**Aim of the exercise:** All of the material below is to be retyped exactly.

● ● ● ●

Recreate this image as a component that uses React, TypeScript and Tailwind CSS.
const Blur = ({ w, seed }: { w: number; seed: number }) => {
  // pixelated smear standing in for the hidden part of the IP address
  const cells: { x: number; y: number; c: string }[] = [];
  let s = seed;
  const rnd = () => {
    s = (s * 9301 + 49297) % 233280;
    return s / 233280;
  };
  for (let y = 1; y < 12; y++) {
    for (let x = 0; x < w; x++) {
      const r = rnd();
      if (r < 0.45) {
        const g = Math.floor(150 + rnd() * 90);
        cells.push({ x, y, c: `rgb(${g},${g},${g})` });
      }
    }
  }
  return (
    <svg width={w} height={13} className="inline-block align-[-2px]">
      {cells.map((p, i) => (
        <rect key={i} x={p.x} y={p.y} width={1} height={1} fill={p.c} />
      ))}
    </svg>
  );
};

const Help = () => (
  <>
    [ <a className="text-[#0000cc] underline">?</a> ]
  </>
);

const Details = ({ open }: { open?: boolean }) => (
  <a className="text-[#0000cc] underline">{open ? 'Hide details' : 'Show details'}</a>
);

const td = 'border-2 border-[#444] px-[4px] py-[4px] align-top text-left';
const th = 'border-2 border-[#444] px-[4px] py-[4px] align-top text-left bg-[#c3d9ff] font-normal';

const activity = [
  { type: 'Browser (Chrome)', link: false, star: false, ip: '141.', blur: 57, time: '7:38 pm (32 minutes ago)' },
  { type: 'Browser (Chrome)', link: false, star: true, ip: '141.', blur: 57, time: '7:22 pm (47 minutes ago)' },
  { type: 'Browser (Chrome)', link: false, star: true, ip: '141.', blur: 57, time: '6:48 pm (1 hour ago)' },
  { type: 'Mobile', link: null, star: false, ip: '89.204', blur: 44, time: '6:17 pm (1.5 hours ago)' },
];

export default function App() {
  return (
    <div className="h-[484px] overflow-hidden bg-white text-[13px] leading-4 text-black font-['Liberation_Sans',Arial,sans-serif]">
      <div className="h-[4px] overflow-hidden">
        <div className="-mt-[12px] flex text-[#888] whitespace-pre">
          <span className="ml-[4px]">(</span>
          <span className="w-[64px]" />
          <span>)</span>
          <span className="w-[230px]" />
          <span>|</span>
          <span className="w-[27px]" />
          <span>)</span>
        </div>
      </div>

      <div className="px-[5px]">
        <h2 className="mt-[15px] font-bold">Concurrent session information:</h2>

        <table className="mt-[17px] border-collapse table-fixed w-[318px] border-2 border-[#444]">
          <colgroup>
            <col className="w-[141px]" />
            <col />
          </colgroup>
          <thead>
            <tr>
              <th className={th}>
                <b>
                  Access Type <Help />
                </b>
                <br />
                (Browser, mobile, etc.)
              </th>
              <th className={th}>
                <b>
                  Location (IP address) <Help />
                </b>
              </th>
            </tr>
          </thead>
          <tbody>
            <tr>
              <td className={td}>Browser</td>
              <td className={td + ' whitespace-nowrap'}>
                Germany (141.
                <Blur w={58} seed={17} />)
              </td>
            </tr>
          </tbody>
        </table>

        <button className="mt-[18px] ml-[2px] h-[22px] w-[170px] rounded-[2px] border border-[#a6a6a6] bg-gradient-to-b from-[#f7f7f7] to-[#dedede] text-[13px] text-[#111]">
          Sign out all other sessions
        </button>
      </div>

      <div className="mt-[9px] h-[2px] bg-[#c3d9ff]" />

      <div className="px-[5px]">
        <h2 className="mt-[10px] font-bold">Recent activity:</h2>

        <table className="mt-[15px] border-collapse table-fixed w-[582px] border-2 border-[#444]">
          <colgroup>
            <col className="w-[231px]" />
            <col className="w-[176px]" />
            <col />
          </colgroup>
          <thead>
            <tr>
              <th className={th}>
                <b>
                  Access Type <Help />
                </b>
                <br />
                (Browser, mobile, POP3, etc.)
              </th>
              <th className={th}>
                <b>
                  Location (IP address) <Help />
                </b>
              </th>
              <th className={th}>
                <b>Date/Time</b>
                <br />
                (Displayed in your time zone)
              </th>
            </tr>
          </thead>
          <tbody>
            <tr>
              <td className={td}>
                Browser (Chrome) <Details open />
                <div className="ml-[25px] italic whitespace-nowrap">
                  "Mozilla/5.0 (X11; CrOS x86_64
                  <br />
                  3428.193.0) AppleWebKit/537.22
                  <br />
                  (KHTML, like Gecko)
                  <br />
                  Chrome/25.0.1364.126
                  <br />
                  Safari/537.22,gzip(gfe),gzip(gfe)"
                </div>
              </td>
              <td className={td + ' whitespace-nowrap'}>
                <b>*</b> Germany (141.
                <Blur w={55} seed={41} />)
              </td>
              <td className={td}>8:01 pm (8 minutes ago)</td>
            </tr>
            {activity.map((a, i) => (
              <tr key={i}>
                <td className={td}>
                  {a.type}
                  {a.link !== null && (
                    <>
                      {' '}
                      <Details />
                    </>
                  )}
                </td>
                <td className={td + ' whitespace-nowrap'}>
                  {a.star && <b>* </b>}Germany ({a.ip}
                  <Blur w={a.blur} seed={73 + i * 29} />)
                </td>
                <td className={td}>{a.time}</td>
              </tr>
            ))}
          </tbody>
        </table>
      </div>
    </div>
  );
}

● ● ● ●

**Complete response:**
Recreate this image as a component that uses React, TypeScript and Tailwind CSS.
const Blur = ({ w, seed }: { w: number; seed: number }) => {
  // pixelated smear standing in for the hidden part of the IP address
  const cells: { x: number; y: number; c: string }[] = [];
  let s = seed;
  const rnd = () => {
    s = (s * 9301 + 49297) % 233280;
    return s / 233280;
  };
  for (let y = 1; y < 12; y++) {
    for (let x = 0; x < w; x++) {
      const r = rnd();
      if (r < 0.45) {
        const g = Math.floor(150 + rnd() * 90);
        cells.push({ x, y, c: `rgb(${g},${g},${g})` });
      }
    }
  }
  return (
    <svg width={w} height={13} className="inline-block align-[-2px]">
      {cells.map((p, i) => (
        <rect key={i} x={p.x} y={p.y} width={1} height={1} fill={p.c} />
      ))}
    </svg>
  );
};

const Help = () => (
  <>
    [ <a className="text-[#0000cc] underline">?</a> ]
  </>
);

const Details = ({ open }: { open?: boolean }) => (
  <a className="text-[#0000cc] underline">{open ? 'Hide details' : 'Show details'}</a>
);

const td = 'border-2 border-[#444] px-[4px] py-[4px] align-top text-left';
const th = 'border-2 border-[#444] px-[4px] py-[4px] align-top text-left bg-[#c3d9ff] font-normal';

const activity = [
  { type: 'Browser (Chrome)', link: false, star: false, ip: '141.', blur: 57, time: '7:38 pm (32 minutes ago)' },
  { type: 'Browser (Chrome)', link: false, star: true, ip: '141.', blur: 57, time: '7:22 pm (47 minutes ago)' },
  { type: 'Browser (Chrome)', link: false, star: true, ip: '141.', blur: 57, time: '6:48 pm (1 hour ago)' },
  { type: 'Mobile', link: null, star: false, ip: '89.204', blur: 44, time: '6:17 pm (1.5 hours ago)' },
];

export default function App() {
  return (
    <div className="h-[484px] overflow-hidden bg-white text-[13px] leading-4 text-black font-['Liberation_Sans',Arial,sans-serif]">
      <div className="h-[4px] overflow-hidden">
        <div className="-mt-[12px] flex text-[#888] whitespace-pre">
          <span className="ml-[4px]">(</span>
          <span className="w-[64px]" />
          <span>)</span>
          <span className="w-[230px]" />
          <span>|</span>
          <span className="w-[27px]" />
          <span>)</span>
        </div>
      </div>

      <div className="px-[5px]">
        <h2 className="mt-[15px] font-bold">Concurrent session information:</h2>

        <table className="mt-[17px] border-collapse table-fixed w-[318px] border-2 border-[#444]">
          <colgroup>
            <col className="w-[141px]" />
            <col />
          </colgroup>
          <thead>
            <tr>
              <th className={th}>
                <b>
                  Access Type <Help />
                </b>
                <br />
                (Browser, mobile, etc.)
              </th>
              <th className={th}>
                <b>
                  Location (IP address) <Help />
                </b>
              </th>
            </tr>
          </thead>
          <tbody>
            <tr>
              <td className={td}>Browser</td>
              <td className={td + ' whitespace-nowrap'}>
                Germany (141.
                <Blur w={58} seed={17} />)
              </td>
            </tr>
          </tbody>
        </table>

        <button className="mt-[18px] ml-[2px] h-[22px] w-[170px] rounded-[2px] border border-[#a6a6a6] bg-gradient-to-b from-[#f7f7f7] to-[#dedede] text-[13px] text-[#111]">
          Sign out all other sessions
        </button>
      </div>

      <div className="mt-[9px] h-[2px] bg-[#c3d9ff]" />

      <div className="px-[5px]">
        <h2 className="mt-[10px] font-bold">Recent activity:</h2>

        <table className="mt-[15px] border-collapse table-fixed w-[582px] border-2 border-[#444]">
          <colgroup>
            <col className="w-[231px]" />
            <col className="w-[176px]" />
            <col />
          </colgroup>
          <thead>
            <tr>
              <th className={th}>
                <b>
                  Access Type <Help />
                </b>
                <br />
                (Browser, mobile, POP3, etc.)
              </th>
              <th className={th}>
                <b>
                  Location (IP address) <Help />
                </b>
              </th>
              <th className={th}>
                <b>Date/Time</b>
                <br />
                (Displayed in your time zone)
              </th>
            </tr>
          </thead>
          <tbody>
            <tr>
              <td className={td}>
                Browser (Chrome) <Details open />
                <div className="ml-[25px] italic whitespace-nowrap">
                  "Mozilla/5.0 (X11; CrOS x86_64
                  <br />
                  3428.193.0) AppleWebKit/537.22
                  <br />
                  (KHTML, like Gecko)
                  <br />
                  Chrome/25.0.1364.126
                  <br />
                  Safari/537.22,gzip(gfe),gzip(gfe)"
                </div>
              </td>
              <td className={td + ' whitespace-nowrap'}>
                <b>*</b> Germany (141.
                <Blur w={55} seed={41} />)
              </td>
              <td className={td}>8:01 pm (8 minutes ago)</td>
            </tr>
            {activity.map((a, i) => (
              <tr key={i}>
                <td className={td}>
                  {a.type}
                  {a.link !== null && (
                    <>
                      {' '}
                      <Details />
                    </>
                  )}
                </td>
                <td className={td + ' whitespace-nowrap'}>
                  {a.star && <b>* </b>}Germany ({a.ip}
                  <Blur w={a.blur} seed={73 + i * 29} />)
                </td>
                <td className={td}>{a.time}</td>
              </tr>
            ))}
          </tbody>
        </table>
      </div>
    </div>
  );
}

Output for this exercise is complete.